DATA SECTION.
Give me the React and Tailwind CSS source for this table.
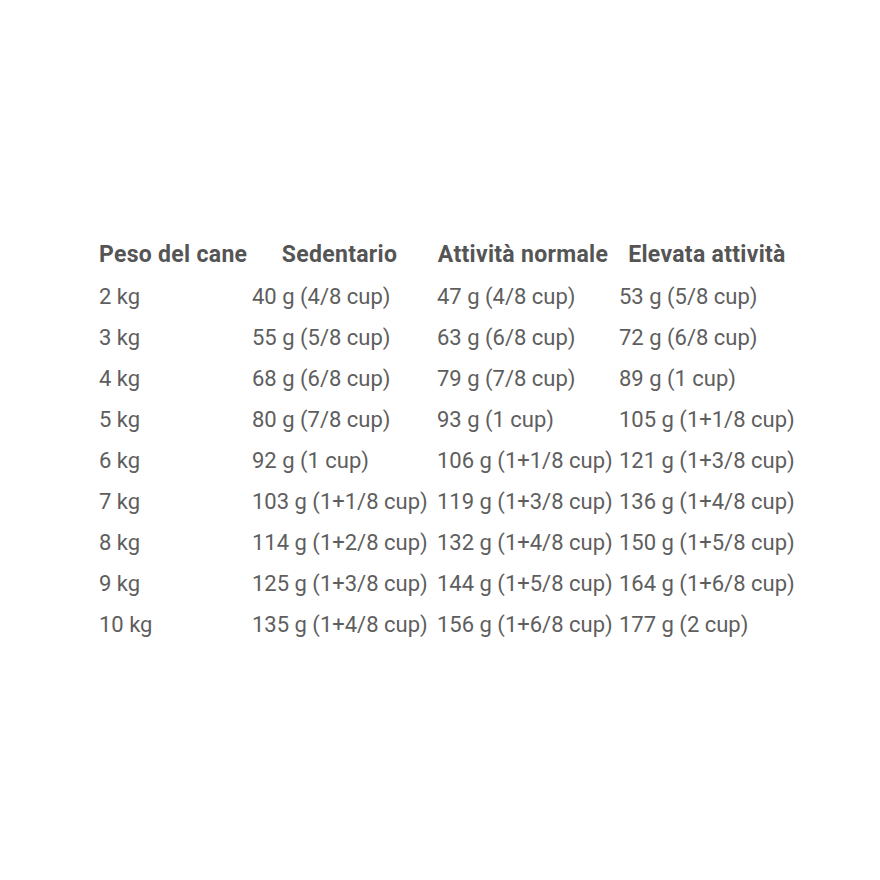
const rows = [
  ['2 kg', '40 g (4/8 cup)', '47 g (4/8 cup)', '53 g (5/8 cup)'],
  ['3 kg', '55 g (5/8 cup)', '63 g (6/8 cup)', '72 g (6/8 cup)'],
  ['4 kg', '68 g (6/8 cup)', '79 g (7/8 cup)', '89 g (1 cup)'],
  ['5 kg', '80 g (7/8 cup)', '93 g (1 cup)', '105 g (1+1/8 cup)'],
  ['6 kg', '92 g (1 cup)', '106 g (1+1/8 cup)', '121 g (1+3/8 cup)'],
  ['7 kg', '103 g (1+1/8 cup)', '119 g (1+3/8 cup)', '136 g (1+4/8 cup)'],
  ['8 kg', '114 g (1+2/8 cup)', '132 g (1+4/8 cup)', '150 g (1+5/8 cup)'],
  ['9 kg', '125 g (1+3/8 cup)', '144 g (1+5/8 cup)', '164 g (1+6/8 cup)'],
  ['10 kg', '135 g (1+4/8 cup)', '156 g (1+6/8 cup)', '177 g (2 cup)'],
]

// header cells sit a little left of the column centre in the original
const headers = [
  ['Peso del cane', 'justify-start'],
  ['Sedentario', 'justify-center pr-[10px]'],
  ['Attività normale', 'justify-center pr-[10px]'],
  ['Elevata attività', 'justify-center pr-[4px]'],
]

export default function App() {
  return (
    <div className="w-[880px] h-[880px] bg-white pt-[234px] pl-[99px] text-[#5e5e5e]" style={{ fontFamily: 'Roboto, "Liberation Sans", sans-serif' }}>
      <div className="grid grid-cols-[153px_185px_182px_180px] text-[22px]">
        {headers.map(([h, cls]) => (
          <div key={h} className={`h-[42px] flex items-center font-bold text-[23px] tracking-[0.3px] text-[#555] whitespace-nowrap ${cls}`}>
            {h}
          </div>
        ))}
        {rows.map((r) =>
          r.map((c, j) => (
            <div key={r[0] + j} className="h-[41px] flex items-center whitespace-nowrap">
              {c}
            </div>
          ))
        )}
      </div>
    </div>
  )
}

THE TASK.
Leave every image out, and retype the material exactly.

THE REPLY.
Give me the React and Tailwind CSS source for this table.
const rows = [
  ['2 kg', '40 g (4/8 cup)', '47 g (4/8 cup)', '53 g (5/8 cup)'],
  ['3 kg', '55 g (5/8 cup)', '63 g (6/8 cup)', '72 g (6/8 cup)'],
  ['4 kg', '68 g (6/8 cup)', '79 g (7/8 cup)', '89 g (1 cup)'],
  ['5 kg', '80 g (7/8 cup)', '93 g (1 cup)', '105 g (1+1/8 cup)'],
  ['6 kg', '92 g (1 cup)', '106 g (1+1/8 cup)', '121 g (1+3/8 cup)'],
  ['7 kg', '103 g (1+1/8 cup)', '119 g (1+3/8 cup)', '136 g (1+4/8 cup)'],
  ['8 kg', '114 g (1+2/8 cup)', '132 g (1+4/8 cup)', '150 g (1+5/8 cup)'],
  ['9 kg', '125 g (1+3/8 cup)', '144 g (1+5/8 cup)', '164 g (1+6/8 cup)'],
  ['10 kg', '135 g (1+4/8 cup)', '156 g (1+6/8 cup)', '177 g (2 cup)'],
]

// header cells sit a little left of the column centre in the original
const headers = [
  ['Peso del cane', 'justify-start'],
  ['Sedentario', 'justify-center pr-[10px]'],
  ['Attività normale', 'justify-center pr-[10px]'],
  ['Elevata attività', 'justify-center pr-[4px]'],
]

export default function App() {
  return (
    <div className="w-[880px] h-[880px] bg-white pt-[234px] pl-[99px] text-[#5e5e5e]" style={{ fontFamily: 'Roboto, "Liberation Sans", sans-serif' }}>
      <div className="grid grid-cols-[153px_185px_182px_180px] text-[22px]">
        {headers.map(([h, cls]) => (
          <div key={h} className={`h-[42px] flex items-center font-bold text-[23px] tracking-[0.3px] text-[#555] whitespace-nowrap ${cls}`}>
            {h}
          </div>
        ))}
        {rows.map((r) =>
          r.map((c, j) => (
            <div key={r[0] + j} className="h-[41px] flex items-center whitespace-nowrap">
              {c}
            </div>
          ))
        )}
      </div>
    </div>
  )
}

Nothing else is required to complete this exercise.